### Task directions
Omit any picture, and return the remaining data exactly as written.

● ● ●

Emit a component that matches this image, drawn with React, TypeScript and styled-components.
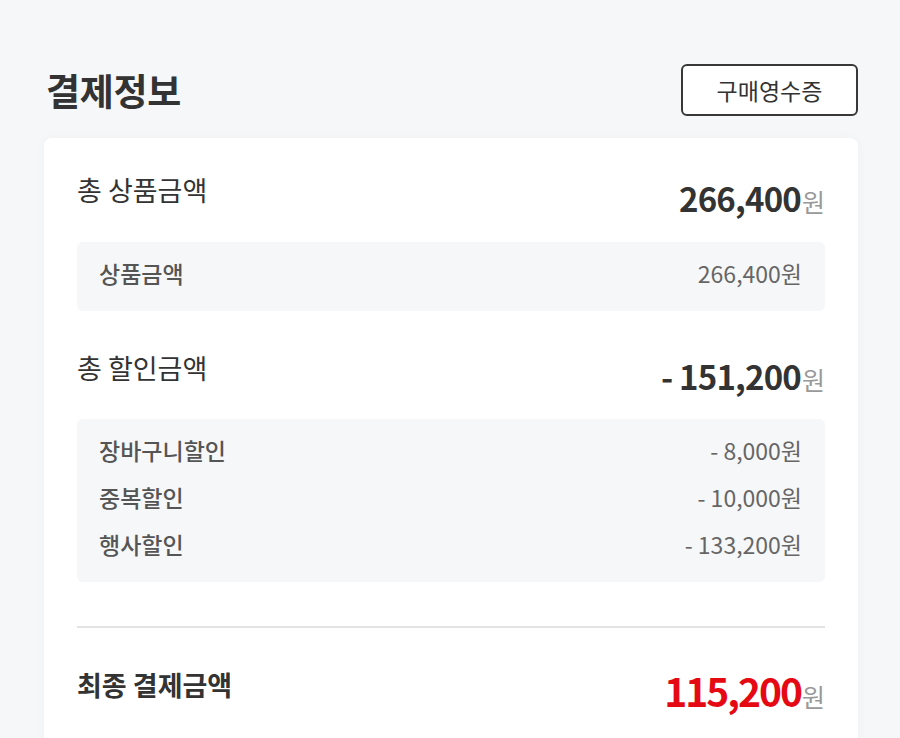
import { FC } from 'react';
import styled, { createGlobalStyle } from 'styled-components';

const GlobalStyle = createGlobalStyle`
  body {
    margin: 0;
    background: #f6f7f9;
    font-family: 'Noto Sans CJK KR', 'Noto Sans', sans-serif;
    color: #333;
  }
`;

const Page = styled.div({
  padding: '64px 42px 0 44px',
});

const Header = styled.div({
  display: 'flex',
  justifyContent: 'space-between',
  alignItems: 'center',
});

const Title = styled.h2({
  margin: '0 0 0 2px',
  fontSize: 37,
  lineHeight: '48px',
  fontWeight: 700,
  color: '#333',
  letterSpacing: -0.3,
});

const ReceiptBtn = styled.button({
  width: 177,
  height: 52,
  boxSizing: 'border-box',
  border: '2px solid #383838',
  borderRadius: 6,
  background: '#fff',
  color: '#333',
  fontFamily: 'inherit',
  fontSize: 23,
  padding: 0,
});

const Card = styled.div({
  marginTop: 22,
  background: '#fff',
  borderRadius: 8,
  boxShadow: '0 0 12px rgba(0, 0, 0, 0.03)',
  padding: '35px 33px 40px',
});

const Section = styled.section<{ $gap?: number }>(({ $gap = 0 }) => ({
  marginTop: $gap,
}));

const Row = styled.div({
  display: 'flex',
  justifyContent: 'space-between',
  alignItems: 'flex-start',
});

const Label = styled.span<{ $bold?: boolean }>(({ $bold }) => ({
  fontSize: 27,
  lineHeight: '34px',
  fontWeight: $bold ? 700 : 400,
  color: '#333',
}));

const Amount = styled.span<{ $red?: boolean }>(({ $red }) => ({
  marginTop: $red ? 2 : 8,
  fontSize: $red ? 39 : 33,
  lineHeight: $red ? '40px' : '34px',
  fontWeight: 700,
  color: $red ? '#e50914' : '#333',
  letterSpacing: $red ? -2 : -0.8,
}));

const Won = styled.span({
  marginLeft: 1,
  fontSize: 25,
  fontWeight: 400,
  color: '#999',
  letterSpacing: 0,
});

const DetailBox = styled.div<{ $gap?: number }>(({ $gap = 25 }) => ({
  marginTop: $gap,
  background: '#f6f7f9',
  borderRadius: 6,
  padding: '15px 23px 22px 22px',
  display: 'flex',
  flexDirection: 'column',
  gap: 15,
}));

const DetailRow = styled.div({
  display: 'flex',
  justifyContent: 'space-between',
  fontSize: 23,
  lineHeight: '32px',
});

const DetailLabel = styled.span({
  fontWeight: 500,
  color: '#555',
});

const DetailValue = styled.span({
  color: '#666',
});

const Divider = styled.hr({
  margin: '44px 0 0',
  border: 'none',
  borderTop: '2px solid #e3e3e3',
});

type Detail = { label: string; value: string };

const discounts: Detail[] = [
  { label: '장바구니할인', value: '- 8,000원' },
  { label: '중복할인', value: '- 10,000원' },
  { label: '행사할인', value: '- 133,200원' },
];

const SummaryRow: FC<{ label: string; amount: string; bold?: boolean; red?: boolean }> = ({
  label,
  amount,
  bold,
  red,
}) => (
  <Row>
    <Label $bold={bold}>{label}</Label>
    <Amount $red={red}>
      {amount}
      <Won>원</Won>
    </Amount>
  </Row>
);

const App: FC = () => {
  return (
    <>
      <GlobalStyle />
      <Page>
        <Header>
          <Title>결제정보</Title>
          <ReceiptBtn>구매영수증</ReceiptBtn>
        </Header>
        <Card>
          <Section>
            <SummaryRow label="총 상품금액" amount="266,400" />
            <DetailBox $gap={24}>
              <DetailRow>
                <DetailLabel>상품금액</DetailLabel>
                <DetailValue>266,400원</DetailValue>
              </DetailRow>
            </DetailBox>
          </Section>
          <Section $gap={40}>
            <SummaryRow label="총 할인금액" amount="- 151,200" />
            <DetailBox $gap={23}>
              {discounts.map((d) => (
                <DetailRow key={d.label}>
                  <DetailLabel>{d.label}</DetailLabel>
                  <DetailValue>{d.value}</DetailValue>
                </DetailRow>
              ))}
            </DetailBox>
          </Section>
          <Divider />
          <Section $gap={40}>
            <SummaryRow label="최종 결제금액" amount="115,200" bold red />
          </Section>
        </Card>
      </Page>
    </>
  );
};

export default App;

● ● ●

### Exercise output
Emit a component that matches this image, drawn with React, TypeScript and styled-components.
import { FC } from 'react';
import styled, { createGlobalStyle } from 'styled-components';

const GlobalStyle = createGlobalStyle`
  body {
    margin: 0;
    background: #f6f7f9;
    font-family: 'Noto Sans CJK KR', 'Noto Sans', sans-serif;
    color: #333;
  }
`;

const Page = styled.div({
  padding: '64px 42px 0 44px',
});

const Header = styled.div({
  display: 'flex',
  justifyContent: 'space-between',
  alignItems: 'center',
});

const Title = styled.h2({
  margin: '0 0 0 2px',
  fontSize: 37,
  lineHeight: '48px',
  fontWeight: 700,
  color: '#333',
  letterSpacing: -0.3,
});

const ReceiptBtn = styled.button({
  width: 177,
  height: 52,
  boxSizing: 'border-box',
  border: '2px solid #383838',
  borderRadius: 6,
  background: '#fff',
  color: '#333',
  fontFamily: 'inherit',
  fontSize: 23,
  padding: 0,
});

const Card = styled.div({
  marginTop: 22,
  background: '#fff',
  borderRadius: 8,
  boxShadow: '0 0 12px rgba(0, 0, 0, 0.03)',
  padding: '35px 33px 40px',
});

const Section = styled.section<{ $gap?: number }>(({ $gap = 0 }) => ({
  marginTop: $gap,
}));

const Row = styled.div({
  display: 'flex',
  justifyContent: 'space-between',
  alignItems: 'flex-start',
});

const Label = styled.span<{ $bold?: boolean }>(({ $bold }) => ({
  fontSize: 27,
  lineHeight: '34px',
  fontWeight: $bold ? 700 : 400,
  color: '#333',
}));

const Amount = styled.span<{ $red?: boolean }>(({ $red }) => ({
  marginTop: $red ? 2 : 8,
  fontSize: $red ? 39 : 33,
  lineHeight: $red ? '40px' : '34px',
  fontWeight: 700,
  color: $red ? '#e50914' : '#333',
  letterSpacing: $red ? -2 : -0.8,
}));

const Won = styled.span({
  marginLeft: 1,
  fontSize: 25,
  fontWeight: 400,
  color: '#999',
  letterSpacing: 0,
});

const DetailBox = styled.div<{ $gap?: number }>(({ $gap = 25 }) => ({
  marginTop: $gap,
  background: '#f6f7f9',
  borderRadius: 6,
  padding: '15px 23px 22px 22px',
  display: 'flex',
  flexDirection: 'column',
  gap: 15,
}));

const DetailRow = styled.div({
  display: 'flex',
  justifyContent: 'space-between',
  fontSize: 23,
  lineHeight: '32px',
});

const DetailLabel = styled.span({
  fontWeight: 500,
  color: '#555',
});

const DetailValue = styled.span({
  color: '#666',
});

const Divider = styled.hr({
  margin: '44px 0 0',
  border: 'none',
  borderTop: '2px solid #e3e3e3',
});

type Detail = { label: string; value: string };

const discounts: Detail[] = [
  { label: '장바구니할인', value: '- 8,000원' },
  { label: '중복할인', value: '- 10,000원' },
  { label: '행사할인', value: '- 133,200원' },
];

const SummaryRow: FC<{ label: string; amount: string; bold?: boolean; red?: boolean }> = ({
  label,
  amount,
  bold,
  red,
}) => (
  <Row>
    <Label $bold={bold}>{label}</Label>
    <Amount $red={red}>
      {amount}
      <Won>원</Won>
    </Amount>
  </Row>
);

const App: FC = () => {
  return (
    <>
      <GlobalStyle />
      <Page>
        <Header>
          <Title>결제정보</Title>
          <ReceiptBtn>구매영수증</ReceiptBtn>
        </Header>
        <Card>
          <Section>
            <SummaryRow label="총 상품금액" amount="266,400" />
            <DetailBox $gap={24}>
              <DetailRow>
                <DetailLabel>상품금액</DetailLabel>
                <DetailValue>266,400원</DetailValue>
              </DetailRow>
            </DetailBox>
          </Section>
          <Section $gap={40}>
            <SummaryRow label="총 할인금액" amount="- 151,200" />
            <DetailBox $gap={23}>
              {discounts.map((d) => (
                <DetailRow key={d.label}>
                  <DetailLabel>{d.label}</DetailLabel>
                  <DetailValue>{d.value}</DetailValue>
                </DetailRow>
              ))}
            </DetailBox>
          </Section>
          <Divider />
          <Section $gap={40}>
            <SummaryRow label="최종 결제금액" amount="115,200" bold red />
          </Section>
        </Card>
      </Page>
    </>
  );
};

export default App;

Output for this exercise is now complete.